The word digraph refers to a pair of letters that make a single sound. Just as children learn the sounds made by consonants and vowels when they stand alone, children can also learn the single sound that two letters make when standing together. The easiest digraphs for children to hear and recognize are sh, ch, and th, so the first digraph worksheets I am adding to the website introduce these three consonant digraphs. Other consonant pairs that make one sound include kn, wh, ck, ng, nk, and mb. There are also digraphs that include vowels (such as er, es and ar, to name a few), but those are considered advanced digraphs.
When introducing the first three digraph worksheets (those that feature the sh, ch and th digraphs), begin by pointing to every picture and saying its name aloud. For these worksheets, the name of the picture must be correct. For example, the chicken cannot be called a hen on the ch digraph page. As with other sound identification worksheets, say the word slowly and deliberately so that your child can clearly hear the sound in question, but avoid distorting the word by segmenting or separating the individual sounds. Next, ask your child to point to each picture and repeat the name. As your child is saying aloud each word, make sure he is clearly saying the digraph. If he has some difficulty, you may want to repeat the digraph sound in isolation (for example, just say aloud the sound made by the digraph sh) and then repeat the name of the picture so that he can listen to the correct sound as he completes the worksheet. Finally, if he hears the digraph sound in a picture, instruct him to draw a line from the digraph in the middle circle to the corresponding picture that contains the digraph.
When learning to identify the sh, ch and th digraphs, it is easiest for children to listen for these sounds when they start a word. With practice, though, they will also become adept at hearing these sounds in the ending position of words.
I find children have the greatest success learning digraphs when they are introduced to just one digraph at a time. This will allow your child to focus on that specific sound so that he can isolate it and identify it with ease. When he seems comfortable, move on to a new digraph worksheet.
Lastly, when your child is familiar with all three digraphs (sh, ch and th), you can introduce the remaining two beginning-level worksheets that will challenge your child to identify all three digraphs on a single worksheet.
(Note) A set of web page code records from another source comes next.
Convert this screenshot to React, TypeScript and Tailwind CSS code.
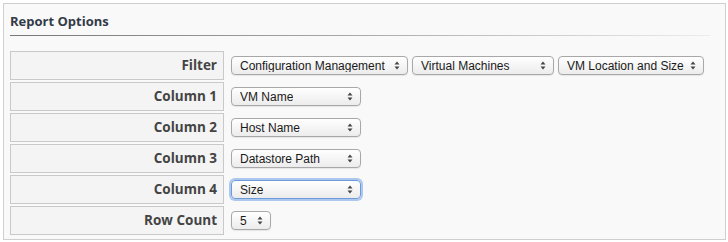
import React from "react";

type SelectProps = {
    value: string;
    width: string;
    focused?: boolean;
};

function Arrows() {
    return (
        <svg width="6" height="9" viewBox="0 0 6 9" className="shrink-0">
            <path d="M3 0.5 L5.5 3.5 L0.5 3.5 Z" fill="#444" />
            <path d="M3 8.5 L5.5 5.5 L0.5 5.5 Z" fill="#444" />
        </svg>
    );
}

function FakeSelect({ value, width, focused }: SelectProps) {
    return (
        <div
            className={
                "flex h-[19px] items-center justify-between rounded-[4px] border bg-gradient-to-b from-white to-[#ececec] pl-[8px] pr-[7px] text-[12px] text-[#1a1a1a] " +
                width +
                (focused
                    ? " border-[#6d9ad8] shadow-[0_0_0_2px_rgba(110,160,230,0.55)]"
                    : " border-[#a8a8a8] shadow-[0_1px_1px_rgba(0,0,0,0.08)]")
            }
            style={{ fontFamily: '"Liberation Sans", Arial, sans-serif' }}
        >
            <span className="truncate leading-none">{value}</span>
            <Arrows />
        </div>
    );
}

const rows: { label: string; selects: SelectProps[] }[] = [
    {
        label: "Filter",
        selects: [
            { value: "Configuration Management", width: "w-[177px]" },
            { value: "Virtual Machines", width: "w-[142px]" },
            { value: "VM Location and Size", width: "w-[146px]" },
        ],
    },
    { label: "Column 1", selects: [{ value: "VM Name", width: "w-[130px]" }] },
    { label: "Column 2", selects: [{ value: "Host Name", width: "w-[130px]" }] },
    { label: "Column 3", selects: [{ value: "Datastore Path", width: "w-[130px]" }] },
    { label: "Column 4", selects: [{ value: "Size", width: "w-[130px]", focused: true }] },
    { label: "Row Count", selects: [{ value: "5", width: "w-[40px]" }] },
];

export default function App() {
    return (
        <div className="h-[242px] w-[728px] bg-white pl-[3px] pt-[3px]" style={{ fontFamily: '"Open Sans", sans-serif' }}>
            <div className="h-[237px] w-[723px] border border-[#cfcfcf] bg-[#f9f9f9] px-[6px]">
                <div className="pt-[8px] text-[13px] font-bold leading-[18px] text-[#333b48]">Report Options</div>
                <div className="mt-[5px] h-px w-[700px] bg-gradient-to-r from-[#777] via-[#aaa] to-[#ededed]" />
                <div className="mt-[15px] grid grid-cols-[214px_1fr] gap-x-[7px] gap-y-[2px]">
                    {rows.map((row) => (
                        <React.Fragment key={row.label}>
                            <div className="flex h-[29px] items-center justify-end border border-[#c9c9c9] bg-[#f4f4f4] pr-[6px] text-[13.5px] font-bold text-[#444]">
                                {row.label}
                            </div>
                            <div className="flex h-[29px] items-center gap-[4px]">
                                {row.selects.map((s) => (
                                    <FakeSelect key={s.value} {...s} />
                                ))}
                            </div>
                        </React.Fragment>
                    ))}
                </div>
            </div>
        </div>
    );
}
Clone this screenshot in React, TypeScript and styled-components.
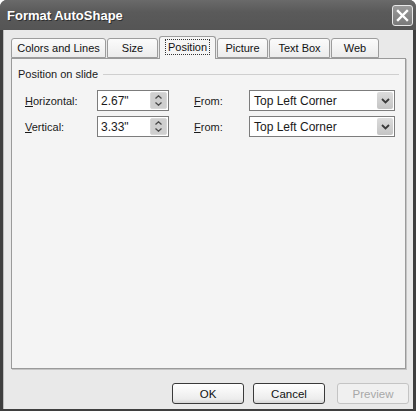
import styled, { createGlobalStyle } from "styled-components";

const GlobalStyle = createGlobalStyle`
  html, body {
    margin: 0;
    padding: 0;
    background: #ffffff;
  }
  body {
    font-family: "Liberation Sans", Arial, sans-serif;
  }
`;

interface TabProps {
  label: string;
  width: number;
  active?: boolean;
}

const tabs: TabProps[] = [
  { label: "Colors and Lines", width: 95 },
  { label: "Size", width: 51 },
  { label: "Position", width: 57, active: true },
  { label: "Picture", width: 51 },
  { label: "Text Box", width: 61 },
  { label: "Web", width: 48 },
];

function Spinner() {
  return (
    <SpinBox>
      <SpinHalf>
        <svg width="7" height="4" viewBox="0 0 7 4">
          <path d="M0.5 3.5 L3.5 0.8 L6.5 3.5" fill="none" stroke="#4a4a4a" strokeWidth="1.3" />
        </svg>
      </SpinHalf>
      <SpinHalf>
        <svg width="7" height="4" viewBox="0 0 7 4">
          <path d="M0.5 0.5 L3.5 3.2 L6.5 0.5" fill="none" stroke="#4a4a4a" strokeWidth="1.3" />
        </svg>
      </SpinHalf>
    </SpinBox>
  );
}

function Dropdown({ value }: { value: string }) {
  return (
    <Select>
      <span>{value}</span>
      <DropButton>
        <svg width="9" height="6" viewBox="0 0 9 6">
          <path d="M1 1 L4.5 4.5 L8 1" fill="none" stroke="#3a3a3a" strokeWidth="1.8" />
        </svg>
      </DropButton>
    </Select>
  );
}

function PositionRow({ mnemonic, rest, value }: { mnemonic: string; rest: string; value: string }) {
  return (
    <Row>
      <Label>
        <u>{mnemonic}</u>
        {rest}
      </Label>
      <Input>
        <span>{value}</span>
        <Spinner />
      </Input>
      <span />
      <Label>
        <u>F</u>rom:
      </Label>
      <Dropdown value="Top Left Corner" />
    </Row>
  );
}

export default function App() {
  return (
    <>
      <GlobalStyle />
      <Window>
        <TitleBar>
          <Title>Format AutoShape</Title>
          <CloseButton>
            <svg width="13" height="13" viewBox="0 0 13 13">
              <path d="M2 2 L11 11 M11 2 L2 11" stroke="#ffffff" strokeWidth="2.4" strokeLinecap="square" />
            </svg>
          </CloseButton>
        </TitleBar>
        <Frame>
          <TabRow>
            {tabs.map((t) => (
              <Tab key={t.label} $w={t.width} $active={t.active}>
                {t.active ? <Focus>{t.label}</Focus> : t.label}
              </Tab>
            ))}
          </TabRow>
          <Panel>
            <GroupHeader>
              <span>Position on slide</span>
              <Rule />
            </GroupHeader>
            <Rows>
              <PositionRow mnemonic="H" rest="orizontal:" value={'2.67"'} />
              <PositionRow mnemonic="V" rest="ertical:" value={'3.33"'} />
            </Rows>
          </Panel>
          <ButtonRow>
            <Button>OK</Button>
            <Button>Cancel</Button>
            <Button $disabled>Preview</Button>
          </ButtonRow>
        </Frame>
      </Window>
    </>
  );
}

const Window = styled.div`
  width: 416px;
  height: 411px;
  display: flex;
  flex-direction: column;
  border-radius: 7px 7px 0 0;
  overflow: hidden;
  background: #3f3f3f;
`;

const TitleBar = styled.div`
  height: 30px;
  flex: none;
  display: flex;
  align-items: center;
  justify-content: space-between;
  padding: 0 3px 0 7px;
  background: linear-gradient(#6a6a6a, #5a5a5a 40%, #555555);
`;

const Title = styled.div`
  color: #ffffff;
  font-weight: bold;
  font-size: 13px;
  text-shadow: 1px 1px 0 #2e2e2e;
`;

const CloseButton = styled.div`
  width: 19px;
  height: 19px;
  display: flex;
  align-items: center;
  justify-content: center;
  border: 1px solid #e8e8e8;
  border-radius: 3px;
  background: linear-gradient(#9a9a9a, #7a7a7a);
`;

const Frame = styled.div`
  flex: 1;
  display: flex;
  flex-direction: column;
  margin: 0 3px 3px 3px;
  padding: 0 7px 5px 7px;
  background: #e9e9e9;
  border-left: 1px solid #bdbdbd;
`;

const TabRow = styled.div`
  display: flex;
  align-items: flex-end;
  gap: 1px;
  padding-top: 6px;
  position: relative;
  z-index: 1;
  font-size: 11px;
`;

const Tab = styled.div<{ $w: number; $active?: boolean }>`
  box-sizing: border-box;
  width: ${(p) => p.$w}px;
  height: ${(p) => (p.$active ? 23 : 20)}px;
  margin-bottom: ${(p) => (p.$active ? -1 : 0)}px;
  display: flex;
  align-items: center;
  justify-content: center;
  padding-bottom: ${(p) => (p.$active ? 3 : 0)}px;
  border: 1px solid #9c9c9c;
  border-bottom: ${(p) => (p.$active ? "none" : "1px solid #9c9c9c")};
  border-radius: 3px 3px 0 0;
  background: ${(p) => (p.$active ? "#f5f5f5" : "linear-gradient(#fbfbfb, #ececec)")};
  color: #111111;
`;

const Focus = styled.span`
  outline: 1px dotted #333333;
  padding: 1px 2px;
`;

const Panel = styled.div`
  box-sizing: border-box;
  height: 311px;
  border: 1px solid #9a9a9a;
  background: #f4f4f4;
  box-shadow: 1px 1px 0 #c4c4c4;
  padding: 8px 6px 0 6px;
  font-size: 11px;
  color: #1a1a1a;
`;

const GroupHeader = styled.div`
  display: flex;
  align-items: center;
  gap: 5px;
  height: 14px;
`;

const Rule = styled.div`
  flex: 1;
  height: 1px;
  background: #cfcfcf;
`;

const Rows = styled.div`
  display: flex;
  flex-direction: column;
  gap: 5px;
  padding: 9px 0 0 7px;
`;

const Row = styled.div`
  display: grid;
  grid-template-columns: 72px 72px 25px 55px 146px;
  align-items: center;
  height: 21px;
`;

const Label = styled.span`
  white-space: nowrap;
`;

const Input = styled.div`
  box-sizing: border-box;
  height: 21px;
  display: flex;
  align-items: center;
  justify-content: space-between;
  padding: 0 1px 0 3px;
  border: 1px solid #7c7c7c;
  background: #ffffff;
  font-size: 12px;
`;

const SpinBox = styled.div`
  width: 15px;
  height: 15px;
  display: flex;
  flex-direction: column;
  border-radius: 2px;
  overflow: hidden;
  background: #cfcfcf;
  border: 1px solid #d8d8d8;
`;

const SpinHalf = styled.div`
  flex: 1;
  display: flex;
  align-items: center;
  justify-content: center;
`;

const Select = styled.div`
  box-sizing: border-box;
  height: 21px;
  display: flex;
  align-items: center;
  justify-content: space-between;
  padding: 0 1px 0 4px;
  border: 1px solid #7c7c7c;
  background: #ffffff;
  font-size: 12px;
`;

const DropButton = styled.div`
  width: 16px;
  height: 17px;
  display: flex;
  align-items: center;
  justify-content: center;
  border-radius: 2px;
  background: linear-gradient(#dcdcdc, #c4c4c4);
`;

const ButtonRow = styled.div`
  display: flex;
  justify-content: flex-end;
  gap: 9px;
  margin: 14px -3px 0 0;
`;

const Button = styled.div<{ $disabled?: boolean }>`
  box-sizing: border-box;
  width: 72px;
  height: 21px;
  margin-left: ${(p) => (p.$disabled ? 3 : 0)}px;
  display: flex;
  align-items: center;
  justify-content: center;
  border: 1px solid ${(p) => (p.$disabled ? "#c4c4c4" : "#3a3a3a")};
  border-radius: 3px;
  background: ${(p) => (p.$disabled ? "#f0f0f0" : "linear-gradient(#ffffff, #ececec 80%, #d6d6d6)")};
  color: ${(p) => (p.$disabled ? "#a8a8a8" : "#111111")};
  font-size: 11.5px;
`;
Please keep in mind that hearing individual sounds in words can be challenging for young children and the ability to isolate and identify these specific sounds requires practice and growth. Often very young children are simply not ready to tackle this task and as they get older their “ear” becomes more attuned to sounds in words. In my experience, once children reach age four or five, they are typically capable of identifying at least the beginning-level digraphs, although each child certainly develops on his own schedule.